Monday, May 23, 2011

It's Not the Heat, It's the Stupidity

Who the hell went and made it all humid all up in here?

Hmmmm. Not too much shakin' this evening. Just went for a quick walk with the Jeanners and talked it up real good. Had a quick chat with the Beej (who is coming to visit this week! Geek games, Thursday night!) on the phone to make some plans, now I'm just drinkin' a beer and probably gonna go read a little Jack London.

Did some drywalling this weekend (last weekend's drywalling party turned into more of a framing party so the drywalling party got moved back a week). Yesterday we had one of Jeannie's Americorp volunteers from work offer to come over and help because she wanted to get some practice doing drywall (J's Habitat affiliate subs out all the drywall work these days), and we've got nothing in this house so much as drywalling practice, so she came over. It was nice having a third person working because then it was more like a mini-party and less like another day working on this fucking house, but a little weird, too, because most of my work pants/shorts have holes and my balls poke out. And I had a surprise fart that popped out and made me feel like an 80 year old man, but the Americorp volunteer either didn't hear or was very nice and pretended not to hear.

I bought tickets to see Daniel Lanois' new-ish band, Black Dub, at the 9:30 Club in DC in a few weeks. I'm pretty fucking excited, for several reasons:

A) I've been following Daniel Lanois since I was 10 years old and I saw on my Joshua Tree tape jacket: "Produced by Daniel Lanois and Brian Eno." And I thought that:
1) Those are really strange names
2) I don't know what "produced" means, but it sounds very important and it
seems like these guys must be responsible for the wonderful sounds on this
tape, almost as much or maybe moreso than the band themselves?
So I started looking for other things that had the name "Eno" or "Lanois" on them, and discovered some pretty great stuff. And this was way before the internet, so it meant lots of magazine reading and record store diving and just generally wonderful hunting time. So it'll just be nice to be in the same room as one of my life-long musical heroes.

B) The band includes Brian Blade and Daryl Johnson. Brian Blade is my favorite living drummer. He's actually a jazz drummer who shows up on a lot of pop stuff, too. The awesome drum pattern in Emmylou's "Where Will I Be"? Brian Blade. Anyway, he's not too flashy, just really funky and unpredictable and he's always dropping heavy bombs into the middle of his beats. Daryl Johnson is just a badass. Thick, funky bass. Once I was at an Emmylou concert and I thought it was Daryl Johnson playing bass, so I yelled out "Daryl!" but it turns out it was not Daryl. Jeannie still makes fun of me for that one. But anyway, Daryl Johnson is a badass, plain and simple.

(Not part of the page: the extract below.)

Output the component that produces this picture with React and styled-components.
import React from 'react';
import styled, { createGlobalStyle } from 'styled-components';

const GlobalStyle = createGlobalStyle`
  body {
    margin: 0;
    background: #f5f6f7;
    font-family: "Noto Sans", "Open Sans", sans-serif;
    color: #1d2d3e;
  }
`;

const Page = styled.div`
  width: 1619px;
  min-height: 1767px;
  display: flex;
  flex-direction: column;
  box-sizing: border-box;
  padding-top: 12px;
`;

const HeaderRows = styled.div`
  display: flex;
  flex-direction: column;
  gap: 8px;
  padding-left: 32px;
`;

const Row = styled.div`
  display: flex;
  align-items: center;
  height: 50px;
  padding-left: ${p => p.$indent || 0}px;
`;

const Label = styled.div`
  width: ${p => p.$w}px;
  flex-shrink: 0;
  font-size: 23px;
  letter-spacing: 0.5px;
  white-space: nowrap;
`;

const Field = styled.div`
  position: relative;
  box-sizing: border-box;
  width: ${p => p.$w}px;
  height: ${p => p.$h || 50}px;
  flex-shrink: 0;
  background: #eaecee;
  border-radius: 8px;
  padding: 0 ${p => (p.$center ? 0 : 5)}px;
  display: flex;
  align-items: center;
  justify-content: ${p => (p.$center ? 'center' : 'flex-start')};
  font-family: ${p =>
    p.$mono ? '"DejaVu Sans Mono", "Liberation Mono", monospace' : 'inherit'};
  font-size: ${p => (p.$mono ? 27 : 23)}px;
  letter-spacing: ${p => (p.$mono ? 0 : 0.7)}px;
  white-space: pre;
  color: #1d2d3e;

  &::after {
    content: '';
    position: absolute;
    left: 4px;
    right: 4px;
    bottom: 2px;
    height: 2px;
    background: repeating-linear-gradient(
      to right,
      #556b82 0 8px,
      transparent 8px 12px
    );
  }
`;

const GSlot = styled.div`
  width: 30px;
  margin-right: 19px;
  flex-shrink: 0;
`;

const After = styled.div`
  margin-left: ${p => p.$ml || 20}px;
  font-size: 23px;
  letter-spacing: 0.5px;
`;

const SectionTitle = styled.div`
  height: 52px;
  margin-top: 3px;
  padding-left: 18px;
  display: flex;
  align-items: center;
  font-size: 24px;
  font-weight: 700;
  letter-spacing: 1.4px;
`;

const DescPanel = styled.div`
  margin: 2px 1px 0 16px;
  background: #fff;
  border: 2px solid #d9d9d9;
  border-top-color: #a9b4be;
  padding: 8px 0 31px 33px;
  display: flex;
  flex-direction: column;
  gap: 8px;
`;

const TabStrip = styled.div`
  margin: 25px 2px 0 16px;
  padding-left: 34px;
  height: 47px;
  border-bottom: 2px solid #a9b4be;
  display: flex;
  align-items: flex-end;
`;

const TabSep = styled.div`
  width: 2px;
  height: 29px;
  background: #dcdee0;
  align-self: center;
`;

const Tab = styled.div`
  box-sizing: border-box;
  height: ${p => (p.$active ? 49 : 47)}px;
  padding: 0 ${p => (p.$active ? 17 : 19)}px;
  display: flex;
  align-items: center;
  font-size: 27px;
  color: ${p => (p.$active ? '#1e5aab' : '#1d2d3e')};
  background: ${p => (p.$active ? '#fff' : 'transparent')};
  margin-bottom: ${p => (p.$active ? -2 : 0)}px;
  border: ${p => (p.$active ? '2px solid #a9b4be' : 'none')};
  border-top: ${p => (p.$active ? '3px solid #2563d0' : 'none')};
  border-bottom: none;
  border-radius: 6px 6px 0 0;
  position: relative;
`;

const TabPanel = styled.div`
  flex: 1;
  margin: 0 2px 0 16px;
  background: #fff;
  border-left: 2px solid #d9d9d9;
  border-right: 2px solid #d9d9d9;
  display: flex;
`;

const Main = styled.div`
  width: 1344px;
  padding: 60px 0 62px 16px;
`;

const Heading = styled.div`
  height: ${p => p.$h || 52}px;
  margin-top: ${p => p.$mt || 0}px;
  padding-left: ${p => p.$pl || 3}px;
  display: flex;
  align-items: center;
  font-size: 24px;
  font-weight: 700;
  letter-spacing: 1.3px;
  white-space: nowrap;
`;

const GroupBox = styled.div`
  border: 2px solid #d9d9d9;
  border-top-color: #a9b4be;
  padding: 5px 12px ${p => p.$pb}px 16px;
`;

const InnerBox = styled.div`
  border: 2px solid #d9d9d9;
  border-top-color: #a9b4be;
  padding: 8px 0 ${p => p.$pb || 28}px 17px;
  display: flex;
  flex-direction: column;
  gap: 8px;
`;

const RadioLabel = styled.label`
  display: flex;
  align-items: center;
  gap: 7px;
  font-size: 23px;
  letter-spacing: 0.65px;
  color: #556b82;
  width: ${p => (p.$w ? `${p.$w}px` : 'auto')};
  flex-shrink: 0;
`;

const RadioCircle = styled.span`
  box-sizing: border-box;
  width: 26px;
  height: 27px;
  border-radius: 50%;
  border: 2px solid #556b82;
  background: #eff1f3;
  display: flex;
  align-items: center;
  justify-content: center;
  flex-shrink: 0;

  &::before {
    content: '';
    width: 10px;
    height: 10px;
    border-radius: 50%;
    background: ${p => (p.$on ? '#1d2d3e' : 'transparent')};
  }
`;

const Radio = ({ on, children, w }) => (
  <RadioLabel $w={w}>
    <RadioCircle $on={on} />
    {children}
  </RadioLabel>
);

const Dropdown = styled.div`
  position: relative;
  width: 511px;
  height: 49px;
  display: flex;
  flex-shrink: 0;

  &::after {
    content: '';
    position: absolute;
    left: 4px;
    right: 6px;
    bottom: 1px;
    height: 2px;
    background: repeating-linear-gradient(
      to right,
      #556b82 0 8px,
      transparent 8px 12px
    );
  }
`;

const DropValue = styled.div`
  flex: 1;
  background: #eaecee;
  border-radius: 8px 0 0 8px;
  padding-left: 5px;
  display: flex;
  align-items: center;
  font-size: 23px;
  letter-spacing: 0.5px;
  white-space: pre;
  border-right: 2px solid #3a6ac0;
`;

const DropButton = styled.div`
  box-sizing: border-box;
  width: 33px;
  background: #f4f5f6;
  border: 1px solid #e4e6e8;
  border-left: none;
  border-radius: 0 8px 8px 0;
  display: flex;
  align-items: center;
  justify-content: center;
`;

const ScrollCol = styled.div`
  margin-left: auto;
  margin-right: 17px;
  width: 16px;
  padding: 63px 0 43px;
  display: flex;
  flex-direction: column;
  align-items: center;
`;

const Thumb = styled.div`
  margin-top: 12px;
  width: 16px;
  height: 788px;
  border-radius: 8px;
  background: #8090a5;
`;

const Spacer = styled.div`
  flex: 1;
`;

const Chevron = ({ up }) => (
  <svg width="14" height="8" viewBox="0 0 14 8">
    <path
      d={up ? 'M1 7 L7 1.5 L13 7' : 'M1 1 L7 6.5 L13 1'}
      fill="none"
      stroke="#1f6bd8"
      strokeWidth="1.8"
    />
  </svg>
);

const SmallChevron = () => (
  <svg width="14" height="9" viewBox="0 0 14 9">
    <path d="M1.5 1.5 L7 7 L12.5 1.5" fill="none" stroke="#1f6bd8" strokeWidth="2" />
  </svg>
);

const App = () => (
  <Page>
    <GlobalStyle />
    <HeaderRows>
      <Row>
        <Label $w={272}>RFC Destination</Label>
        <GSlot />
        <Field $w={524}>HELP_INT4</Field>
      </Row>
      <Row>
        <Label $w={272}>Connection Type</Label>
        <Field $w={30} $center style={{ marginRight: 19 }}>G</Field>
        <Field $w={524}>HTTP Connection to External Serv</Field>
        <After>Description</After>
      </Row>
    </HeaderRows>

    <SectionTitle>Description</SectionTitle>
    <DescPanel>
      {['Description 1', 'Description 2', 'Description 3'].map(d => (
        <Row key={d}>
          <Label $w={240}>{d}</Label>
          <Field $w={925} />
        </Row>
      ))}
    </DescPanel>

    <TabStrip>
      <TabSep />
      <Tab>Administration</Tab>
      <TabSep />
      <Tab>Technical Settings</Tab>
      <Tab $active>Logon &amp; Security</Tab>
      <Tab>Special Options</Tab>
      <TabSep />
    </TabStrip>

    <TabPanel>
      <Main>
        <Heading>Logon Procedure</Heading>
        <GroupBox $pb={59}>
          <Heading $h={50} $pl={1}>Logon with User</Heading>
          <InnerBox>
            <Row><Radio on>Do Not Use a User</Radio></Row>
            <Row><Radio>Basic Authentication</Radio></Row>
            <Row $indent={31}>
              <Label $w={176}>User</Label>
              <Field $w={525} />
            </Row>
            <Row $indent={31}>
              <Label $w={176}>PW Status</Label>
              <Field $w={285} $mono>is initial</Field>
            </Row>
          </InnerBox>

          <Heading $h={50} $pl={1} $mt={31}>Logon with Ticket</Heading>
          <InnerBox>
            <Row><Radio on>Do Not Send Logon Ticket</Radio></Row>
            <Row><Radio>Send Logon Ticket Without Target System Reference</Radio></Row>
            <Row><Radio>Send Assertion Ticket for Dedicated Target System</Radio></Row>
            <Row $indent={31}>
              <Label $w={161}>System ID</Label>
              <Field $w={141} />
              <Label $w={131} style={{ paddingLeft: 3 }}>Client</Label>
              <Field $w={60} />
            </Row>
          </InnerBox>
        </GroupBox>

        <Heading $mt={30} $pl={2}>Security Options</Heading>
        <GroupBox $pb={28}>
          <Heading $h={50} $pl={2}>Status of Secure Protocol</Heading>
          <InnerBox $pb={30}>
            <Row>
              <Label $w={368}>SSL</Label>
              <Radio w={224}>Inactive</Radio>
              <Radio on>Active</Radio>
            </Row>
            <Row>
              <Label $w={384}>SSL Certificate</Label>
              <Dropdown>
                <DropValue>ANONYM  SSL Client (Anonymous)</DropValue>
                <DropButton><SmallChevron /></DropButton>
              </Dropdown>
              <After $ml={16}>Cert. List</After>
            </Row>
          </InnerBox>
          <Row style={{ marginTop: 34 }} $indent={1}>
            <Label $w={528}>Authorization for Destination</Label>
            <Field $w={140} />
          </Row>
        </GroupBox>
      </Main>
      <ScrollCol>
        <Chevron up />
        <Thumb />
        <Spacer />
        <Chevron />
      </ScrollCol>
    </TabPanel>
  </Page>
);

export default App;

C) Several other smaller reasons. Black Dub only has one album so they'll most likely play some older Lanois stuff. Lanois usually brings out the ol' pedal steel during shows, which is my favorite instrument but one that I don't get to see live very much.

Anyway, here's a little taste of the Black Dub (p.s. the singer is not my favorite but has been growing on me):



The Jeanners has gone to bed. I should probably follow suit.